- Born: 1579
- Died: 30 July 1624 (aged 44–45) Northamptonshire, England
- Spouse: Katherine Clifton ​(m. 1609)​
- Children: 11, including James, George, John and Bernard
- Father: Esmé Stewart
- Relatives: Ludovic Stewart (brother) Charles Stewart (grandson)

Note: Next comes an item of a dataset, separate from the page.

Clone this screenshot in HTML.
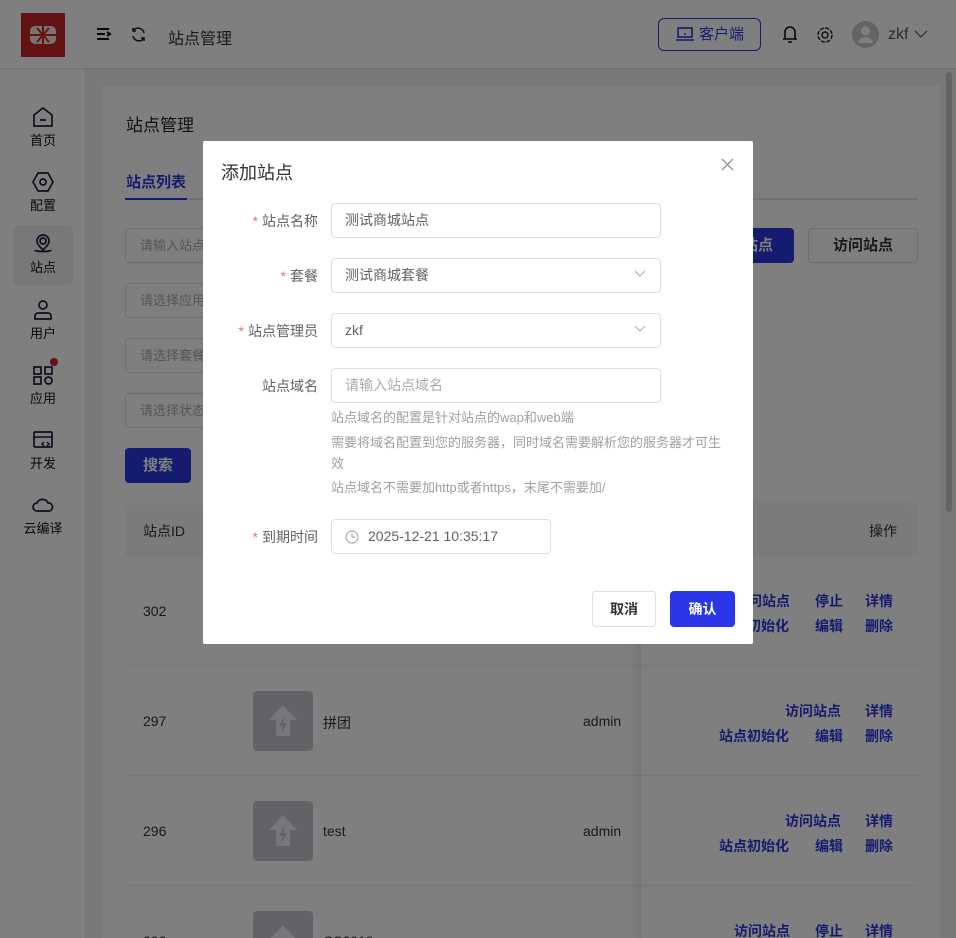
<!DOCTYPE html>
<html style="overflow:hidden;height:938px"><head><meta charset="utf-8"><style>
*{box-sizing:border-box;margin:0;padding:0}
html,body{overflow:hidden}
body{width:956px;height:938px;position:relative;font-family:"Liberation Sans","Noto Sans CJK SC",sans-serif;font-size:14px;color:#333;background:#f0f2f5}
.a{position:absolute}
.hdr{left:0;top:0;width:956px;height:69px;background:#fff;border-bottom:1px solid #e4e4e4}
.side{left:0;top:70px;width:86px;height:868px;background:#fff;border-right:1px solid #e8e8e8}
.nav{position:absolute;left:13px;width:60px;height:60px;text-align:center;font-size:13px;color:#111;border-radius:6px}
.nav svg{display:block;margin:8px auto 2px}
.card{left:102px;top:86px;width:838px;height:852px;background:#fff}
.inp{position:absolute;border:1px solid #dcdfe6;border-radius:4px;height:35px;font-size:13px;color:#a8abb2;padding:0 14px;line-height:33px;background:#fff}
.btnp{position:absolute;background:#2a36de;color:#fff;font-weight:bold;border-radius:4px;text-align:center}
.th{left:125px;top:505px;width:793px;height:51px;background:#f5f7fa}
.row{position:absolute;left:125px;width:793px;height:110px;border-bottom:1px solid #ebeef5}
.row>span{top:47px}
.op{position:absolute;color:#2a36de;font-weight:bold;font-size:14px}
.img{position:absolute;width:60px;height:60px;background:#c3c7cf;border-radius:4px}
.fix{left:641px;top:505px;width:277px;height:433px;box-shadow:-6px 0 8px rgba(0,0,0,.08)}
.mask{left:0;top:0;width:956px;height:938px;background:rgba(0,0,0,.5)}
.dlg{left:203px;top:141px;width:550px;height:503px;background:#fff;border-radius:2px}
.lbl{position:absolute;right:435px;font-size:14px;color:#606266;text-align:right;white-space:nowrap}
.lbl b{color:#f56c6c;font-weight:normal;margin-right:4px}
.fi{position:absolute;left:128px;width:330px;height:35px;border:1px solid #dcdfe6;border-radius:4px;padding:0 13px;line-height:33px;font-size:14px;color:#606266}
.chev{position:absolute;right:14px;top:11px}
.tip{position:absolute;left:128px;font-size:13px;color:#a0a0a0;width:400px;line-height:20px}
</style></head><body>
<div class="a hdr">
 <div class="a" style="left:21px;top:13px;width:44px;height:44px;background:#c8262a"><svg width="44" height="44"><rect x="9" y="13" width="26" height="18" rx="5" fill="#f5e6e6"/><path d="M22 13v18M9 22h26M16 15l6 7 6-7M16 29l6-7 6 7" stroke="#c8262a" stroke-width="2" fill="none"/></svg></div>
 <svg class="a" style="left:96px;top:27px" width="16" height="16"><path d="M1 2h12M1 7h8M1 12h12M11 5l3 2-3 2" stroke="#111" stroke-width="2" fill="none"/></svg>
 <svg class="a" style="left:130px;top:26px" width="17" height="17"><path d="M14 7A6 6 0 0 0 3 5M3 10a6 6 0 0 0 11 2M3 2v3h3M14 15v-3h-3" stroke="#222" stroke-width="1.6" fill="none"/></svg>
 <div class="a" style="left:168px;top:25px;font-size:16px;color:#333">站点管理</div>
 <div class="a" style="left:658px;top:18px;width:103px;height:33px;border:1px solid #2a36de;border-radius:6px;color:#2a36de;font-size:15px;line-height:31px;padding-left:40px">客户端<svg class="a" style="left:17px;top:8px" width="18" height="14"><rect x="2" y="1" width="14" height="9" fill="none" stroke="#2a36de" stroke-width="1.6"/><path d="M0 13h18M8 7h2" stroke="#2a36de" stroke-width="1.6"/></svg></div>
 <svg class="a" style="left:781px;top:24px" width="18" height="20"><path d="M4 15V8a5 5 0 0 1 10 0v7H2h14M7 18h4" stroke="#111" stroke-width="1.6" fill="none"/></svg>
 <svg class="a" style="left:816px;top:26px" width="18" height="18"><circle cx="9" cy="9" r="3" stroke="#222" stroke-width="1.5" fill="none"/><circle cx="9" cy="9" r="7" stroke="#222" stroke-width="1.5" fill="none" stroke-dasharray="4 1.5"/></svg>
 <div class="a" style="left:852px;top:21px;width:27px;height:27px;border-radius:50%;background:#c6c8cd"><svg width="27" height="27"><circle cx="13.5" cy="10" r="4.5" fill="#fff"/><path d="M6 22a7.5 6 0 0 1 15 0z" fill="#fff"/></svg></div>
 <div class="a" style="left:888px;top:26px;font-size:16px;color:#555">zkf</div>
 <svg class="a" style="left:914px;top:30px" width="14" height="9"><path d="M1 1l6 6 6-6" stroke="#666" stroke-width="1.3" fill="none"/></svg>
</div>
<div class="a side">
 <div class="nav" style="top:28px"><svg width="22" height="22"><path d="M2 9l9-7 9 7v11H2z M8 14h6" stroke="#1a1f3c" stroke-width="1.7" fill="none"/></svg>首页</div>
 <div class="nav" style="top:93px"><svg width="22" height="22"><path d="M6 2h10l5 9-5 9H6l-5-9z" stroke="#1a1f3c" stroke-width="1.7" fill="none"/><circle cx="11" cy="11" r="3" stroke="#1a1f3c" stroke-width="1.7" fill="none"/></svg>配置</div>
 <div class="nav" style="top:155px;background:#f0f0f0;height:60px"><svg width="22" height="22"><circle cx="11" cy="8" r="3" stroke="#1a1f3c" stroke-width="1.7" fill="none"/><path d="M11 17c-4-4-6-6-6-9a6 6 0 0 1 12 0c0 3-2 5-6 9zM3 17c0 2 16 2 16 0" stroke="#1a1f3c" stroke-width="1.7" fill="none"/></svg>站点</div>
 <div class="nav" style="top:221px"><svg width="22" height="22"><circle cx="11" cy="6" r="4" stroke="#1a1f3c" stroke-width="1.7" fill="none"/><path d="M3 20v-3a3 3 0 0 1 3-3h10a3 3 0 0 1 3 3v3z" stroke="#1a1f3c" stroke-width="1.7" fill="none"/></svg>用户</div>
 <div class="nav" style="top:286px"><svg width="22" height="22"><rect x="2" y="3" width="7" height="7" stroke="#1a1f3c" stroke-width="1.7" fill="none"/><rect x="13" y="3" width="7" height="7" stroke="#1a1f3c" stroke-width="1.7" fill="none"/><rect x="2" y="13" width="7" height="7" stroke="#1a1f3c" stroke-width="1.7" fill="none"/><circle cx="16.5" cy="16.5" r="3.5" stroke="#1a1f3c" stroke-width="1.7" fill="none"/></svg>应用<span class="a" style="left:37px;top:2px;width:8px;height:8px;border-radius:50%;background:#c8242e"></span></div>
 <div class="nav" style="top:351px"><svg width="22" height="22"><rect x="2" y="3" width="18" height="15" rx="1" stroke="#1a1f3c" stroke-width="1.7" fill="none"/><path d="M2 8h18M12 13l-2 2 2 2M15 13l2 2-2 2" stroke="#1a1f3c" stroke-width="1.5" fill="none"/></svg>开发</div>
 <div class="nav" style="top:416px"><svg width="22" height="22"><path d="M5 17a4 4 0 0 1 0-8 6 6 0 0 1 11 0 4 4 0 0 1 1 8z" stroke="#1a1f3c" stroke-width="1.7" fill="none"/></svg>云编译</div>
</div>
<div class="a card">
 <div class="a" style="left:24px;top:25px;font-size:17px;color:#222">站点管理</div>
 <div class="a" style="left:24px;top:85px;font-size:15px;color:#2a36de;font-weight:bold">站点列表</div>
 <div class="a" style="left:23px;top:112px;width:793px;height:2px;background:#e4e7ed"></div>
 <div class="a" style="left:23px;top:112px;width:62px;height:2px;background:#2a36de"></div>
 <div class="inp" style="left:23px;top:142px;width:200px">请输入站点名称</div>
 <div class="inp" style="left:23px;top:197px;width:200px">请选择应用</div>
 <div class="inp" style="left:23px;top:252px;width:200px">请选择套餐</div>
 <div class="inp" style="left:23px;top:307px;width:200px">请选择状态</div>
 <div class="btnp" style="left:23px;top:362px;width:66px;height:35px;line-height:35px;font-size:15px">搜索</div>
 <div class="btnp" style="left:590px;top:142px;width:102px;height:35px;line-height:35px;font-size:15px">添加站点</div>
 <div class="a" style="left:706px;top:142px;width:110px;height:35px;border:1px solid #dcdfe6;border-radius:4px;text-align:center;line-height:33px;font-size:15px;font-weight:bold;color:#333">访问站点</div>
</div>
<div class="a" style="left:944px;top:72px;width:10px;height:866px;background:#f0f0f0"><div style="margin:0 2px;height:440px;background:#c8c8c8;border-radius:4px"></div></div>
<div class="a th"><span class="a" style="left:18px;top:16px">站点ID</span><span class="a" style="left:744px;top:16px">操作</span></div>
<div class="row" style="top:556px"><span class="a" style="left:18px">302</span></div>
<div class="row" style="top:666px"><span class="a" style="left:18px">297</span><div class="img" style="left:128px;top:25px"><svg width="60" height="60"><path d="M30 14L16 29h7v16h14V29h7z" fill="#eceef1"/><path d="M32 24l-6 11h4l-2 8 6-11h-4z" fill="#c3c7cf"/></svg></div><span class="a" style="left:198px">拼团</span><span class="a" style="left:458px">admin</span></div>
<div class="row" style="top:776px"><span class="a" style="left:18px">296</span><div class="img" style="left:128px;top:25px"><svg width="60" height="60"><path d="M30 14L16 29h7v16h14V29h7z" fill="#eceef1"/><path d="M32 24l-6 11h4l-2 8 6-11h-4z" fill="#c3c7cf"/></svg></div><span class="a" style="left:198px">test</span><span class="a" style="left:458px">admin</span></div>
<div class="row" style="top:886px;height:52px;border:0"><span class="a" style="left:18px">293</span><div class="img" style="left:128px;top:25px;height:27px;border-radius:4px 4px 0 0"><svg width="60" height="27"><path d="M30 14L16 29h28z" fill="#eceef1"/></svg></div><span class="a" style="left:198px">CS2018</span></div>
<div class="a fix"></div>
<div class="op" style="left:734px;top:591px">访问站点</div><div class="op" style="left:815px;top:591px">停止</div><div class="op" style="left:865px;top:591px">详情</div>
<div class="op" style="left:719px;top:616px">站点初始化</div><div class="op" style="left:815px;top:616px">编辑</div><div class="op" style="left:865px;top:616px">删除</div>
<div class="op" style="left:785px;top:701px">访问站点</div><div class="op" style="left:865px;top:701px">详情</div>
<div class="op" style="left:719px;top:726px">站点初始化</div><div class="op" style="left:815px;top:726px">编辑</div><div class="op" style="left:865px;top:726px">删除</div>
<div class="op" style="left:785px;top:811px">访问站点</div><div class="op" style="left:865px;top:811px">详情</div>
<div class="op" style="left:719px;top:836px">站点初始化</div><div class="op" style="left:815px;top:836px">编辑</div><div class="op" style="left:865px;top:836px">删除</div>
<div class="op" style="left:734px;top:921px">访问站点</div><div class="op" style="left:815px;top:921px">停止</div><div class="op" style="left:865px;top:921px">详情</div>
<div class="a mask"></div>
<div class="a dlg">
 <div class="a" style="left:18px;top:18px;font-size:18px;color:#303133">添加站点</div>
 <svg class="a" style="left:518px;top:17px" width="13" height="13"><path d="M1 1l11 11M12 1L1 12" stroke="#909399" stroke-width="1.3"/></svg>
 <div class="lbl" style="top:70px"><b>*</b>站点名称</div>
 <div class="fi" style="top:62px">测试商城站点</div>
 <div class="lbl" style="top:125px"><b>*</b>套餐</div>
 <div class="fi" style="top:117px">测试商城套餐<svg class="chev" width="12" height="8"><path d="M1 1l5 5 5-5" stroke="#b0b3b8" stroke-width="1.2" fill="none"/></svg></div>
 <div class="lbl" style="top:180px"><b>*</b>站点管理员</div>
 <div class="fi" style="top:172px">zkf<svg class="chev" width="12" height="8"><path d="M1 1l5 5 5-5" stroke="#b0b3b8" stroke-width="1.2" fill="none"/></svg></div>
 <div class="lbl" style="top:235px">站点域名</div>
 <div class="fi" style="top:227px;color:#a8abb2">请输入站点域名</div>
 <div class="tip" style="top:267px">站点域名的配置是针对站点的wap和web端</div>
 <div class="tip" style="top:291px;width:398px;line-height:21px">需要将域名配置到您的服务器，同时域名需要解析您的服务器才可生效</div>
 <div class="tip" style="top:337px">站点域名不需要加http或者https，末尾不需要加/</div>
 <div class="lbl" style="top:386px"><b>*</b>到期时间</div>
 <div class="fi" style="top:378px;width:220px;padding-left:36px">2025-12-21 10:35:17<svg class="a" style="left:13px;top:10px" width="14" height="14"><circle cx="7" cy="7" r="6" stroke="#a8abb2" stroke-width="1.2" fill="none"/><path d="M7 3.5V7h3" stroke="#a8abb2" stroke-width="1.2" fill="none"/></svg></div>
 <div class="a" style="left:389px;top:450px;width:64px;height:36px;border:1px solid #dcdfe6;border-radius:4px;text-align:center;line-height:34px;font-weight:bold;color:#333">取消</div>
 <div class="btnp" style="left:467px;top:450px;width:65px;height:36px;line-height:36px;background:#2a36e8">确认</div>
</div>
</body></html>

= Esmé Stewart, 3rd Duke of Lennox =

Scottish nobleman (1579–1624)

Arms of Esmé Stewart, 3rd Duke of Lennox: Quarterly of 4, 1&4: Arms awarded in 1427 by King Charles VII of France to Sir John Stewart of Darnley, 1st Seigneur d'Aubigny, 1st Seigneur de Concressault and 1st Comte d'Évreux, Constable of the Scottish Army in France: Royal arms of France within a bordure of Bonkyll, for the arms of the de Bonkyll family of Bonkyll Castle in Scotland (whose canting arms were three buckles), ancestors of Stewart of Darnley; 2&3: Stewart of Darnley: Arms of Stewart, Hereditary High Steward of Scotland, a bordure engrailed gules for difference; overall an inescutcheon of Lennox, Earl of Lennox, the heiress of whom was the wife of Sir John Stewart of Darnley

Esmé Stewart, 3rd Duke of Lennox (1579 – 30 July 1624), KG, 7th Seigneur d'Aubigny, lord of the Manor of Cobham, Kent, was a Scottish nobleman and through his paternal lines was a second cousin of King James VI of Scotland and I of England. He was a patron of the playwright Ben Jonson who lived in his household for five years.

==Origins==

He was the younger son of Esmé Stewart, 1st Duke of Lennox (1542–1583), a Frenchman of Scottish ancestry and a favourite of King James VI of Scotland (of whose father, Henry Stewart, Lord Darnley, he was a first cousin), by his wife Catherine de Balsac (died after 1630), a daughter of Guillaume de Balsac, Sieur d'Entragues, by his wife Louise d'Humières.

==Career==
On 9 February 1608, he performed in the masque The Hue and Cry After Cupid at Whitehall Palace as a sign of the zodiac, to celebrate the wedding of John Ramsay, Viscount Haddington to Elizabeth Radclyffe.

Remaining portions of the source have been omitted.